According to a recent press release: “Known as “The Supergroup That Never Was,” Corky Laing’s POMPEII recorded The Secret Sessions between 1976 and 1978 after a re-introduction to old friend Ian Hunter via Steve Wax of Elektra / Asylum. Laing recalls, “The late 70s was a turbulent time as the musical taste went through a generational change. Punk was just beginning to surface in the rock landscape. It replaced the increasingly complacent era of glam and classic rock with a new confrontational and rebellious attitude. Bands like Mountain and Mott the Hoople were becoming oldsters. In this environment, my record company Elektra/Asylum was preparing to bail on me, but before doing so, they asked if I wanted to form a so called “supergroup”. I had no choice, and so began the journey into The Secret Sessions.” We get legendary drummer Corky Laing to discuss new music, influences, and more in our 10 Quick Ones…
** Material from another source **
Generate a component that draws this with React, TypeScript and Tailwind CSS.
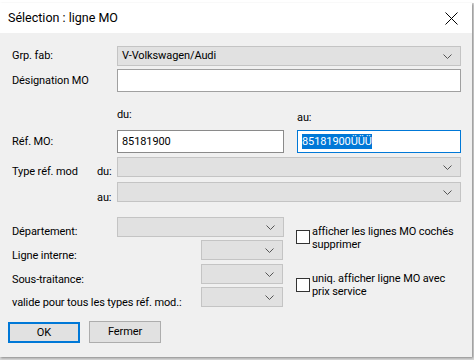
import React from "react";

const font = { fontFamily: 'Roboto, "Liberation Sans", sans-serif' };

function Chevron() {
  return (
    <svg width="9" height="5" viewBox="0 0 9 5" className="shrink-0">
      <path d="M0.5 0.5L4.5 4.5L8.5 0.5" fill="none" stroke="#555" strokeWidth="1" />
    </svg>
  );
}

function Select({ className, text }: { className: string; text?: string }) {
  return (
    <div
      className={
        "flex items-center justify-between border border-[#c4c4c4] bg-[#e1e1e1] pl-[4px] pr-[8px] text-black " +
        className
      }
    >
      <span>{text}</span>
      <Chevron />
    </div>
  );
}

function Checkbox({ className }: { className: string }) {
  return <div className={"h-[14px] w-[14px] shrink-0 border border-[#333] bg-white " + className} />;
}

export default function App() {
  return (
    <div
      className="h-[360px] w-[474px] overflow-hidden whitespace-nowrap bg-[#d6d6d6] text-[11px] leading-[16px] tracking-[-0.1px] text-black"
      style={font}
    >
      <div className="h-[3px] bg-white" />
      <div className="h-[354px] w-[472px] bg-[#f0f0f0] shadow-[1px_1px_2px_rgba(0,0,0,0.35)]">
        <div className="flex h-[30px] items-center justify-between bg-white pl-[8px] pr-[14px]">
          <span className="text-[12.5px] tracking-normal">Sélection : ligne MO</span>
          <svg width="13" height="13" viewBox="0 0 13 13">
            <path d="M0.5 0.5L12.5 12.5M12.5 0.5L0.5 12.5" stroke="#000" strokeWidth="1" />
          </svg>
        </div>

        <div className="pl-[12px] pr-[11px]">
          <div className="mt-[13px] flex h-[20px] items-center">
            <span className="w-[105px]">Grp. fab:</span>
            <Select className="h-[20px] flex-1" text="V-Volkswagen/Audi" />
          </div>

          <div className="mt-[3px] flex h-[23px] items-center">
            <span className="w-[105px]">Désignation MO</span>
            <div className="h-[23px] flex-1 border border-[#a0a0a0] bg-white" />
          </div>

          <div className="flex h-[38px] items-start pl-[105px]">
            <span className="mt-[15px] w-[180px]">du:</span>
            <span className="mt-[18px]">au:</span>
          </div>

          <div className="flex h-[23px] items-center">
            <span className="w-[105px]">Réf. MO:</span>
            <div className="flex h-[23px] w-[167px] items-center border border-[#8a8a8a] bg-white pl-[4px]">
              85181900
            </div>
            <div className="ml-[13px] flex h-[23px] flex-1 items-center border border-[#0078d7] bg-white pl-[4px]">
              <span className="bg-[#0078d7] leading-[15px] text-white">85181900ÜÜÜ</span>
            </div>
          </div>

          <div className="mt-[4px] flex h-[20px] items-start">
            <span className="mt-[7px] w-[85px]">Type réf. mod</span>
            <span className="mt-[7px] w-[20px]">du:</span>
            <Select className="h-[20px] flex-1" />
          </div>

          <div className="mt-[5px] flex h-[20px] items-start">
            <span className="w-[85px]" />
            <span className="mt-[8px] w-[20px]">au:</span>
            <Select className="h-[20px] flex-1" />
          </div>

          <div className="mt-[15px] flex">
            <div className="w-[273px]">
              <div className="flex h-[20px] items-start">
                <span className="mt-[7px] w-[105px]">Département:</span>
                <Select className="h-[20px] w-[167px]" />
              </div>
              <div className="mt-[3px] flex h-[20px] items-start">
                <span className="mt-[8px] w-[189px]">Ligne interne:</span>
                <Select className="h-[20px] w-[82px]" />
              </div>
              <div className="mt-[4px] flex h-[20px] items-start">
                <span className="mt-[8px] w-[189px]">Sous-traitance:</span>
                <Select className="h-[20px] w-[82px]" />
              </div>
              <div className="mt-[3px] flex h-[20px] items-start">
                <span className="mt-[8px] w-[189px]">valide pour tous les types réf. mod.:</span>
                <Select className="h-[20px] w-[82px]" />
              </div>
            </div>

            <div className="ml-[11px] flex-1 pt-[8px]">
              <div className="flex items-start gap-[2px] leading-[13px]">
                <Checkbox className="mt-[5px]" />
                <span>
                  afficher les lignes MO cochés
                  <br />
                  supprimer
                </span>
              </div>
              <div className="mt-[21px] flex items-start gap-[2px] leading-[13px]">
                <Checkbox className="mt-[6px]" />
                <span>
                  uniq. afficher ligne MO avec
                  <br />
                  prix service
                </span>
              </div>
            </div>
          </div>
        </div>

        <div className="mt-[14px] flex items-start gap-[9px] pl-[8px]">
          <div className="mt-[1px] flex h-[21px] w-[72px] items-center justify-center border-2 border-[#0078d7] bg-[#e1e1e1]">
            OK
          </div>
          <div className="flex h-[22px] w-[72px] items-center justify-center border border-[#adadad] bg-[#e1e1e1]">
            Fermer
          </div>
        </div>
      </div>
    </div>
  );
}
1. Tell us a little about your latest release The Secret Sessions.  What might a fan or listener not grab the first or second time they listen through?  Are there any hidden nuggets the band put in the material or that only diehard fans might find?

Everything, but the timing was right when, in the late 1970’s, I was offered to put together a “super band” with Ian Hunter (Mott the Hoople). We had the best musicians and writers, the best studios and the best producer. Unfortunately, these were turbulent times as Punk was overtaking the music scene and we “classic rockers” suddenly became old-timers. Consequently, the super band never came, but the music was created and you can now here it on this vinyl. I think there is something truly special in the combination of two North Americans, Felix Pappalardi and me, providing the powerful rhythm section and the more subtle and ornate input of the two Englishmen, Ian Hunter and Mick Ronson. As a special nugget, I would recommend you to listen to the digital bonus track, “Knock Me Over” which, to me, carries the legacy of the Secret Sessions in the sense of being true to your art and always trying to write the best possible materials. Never being blaze about one’s career and always aiming to “knock over” and being “knocked over”.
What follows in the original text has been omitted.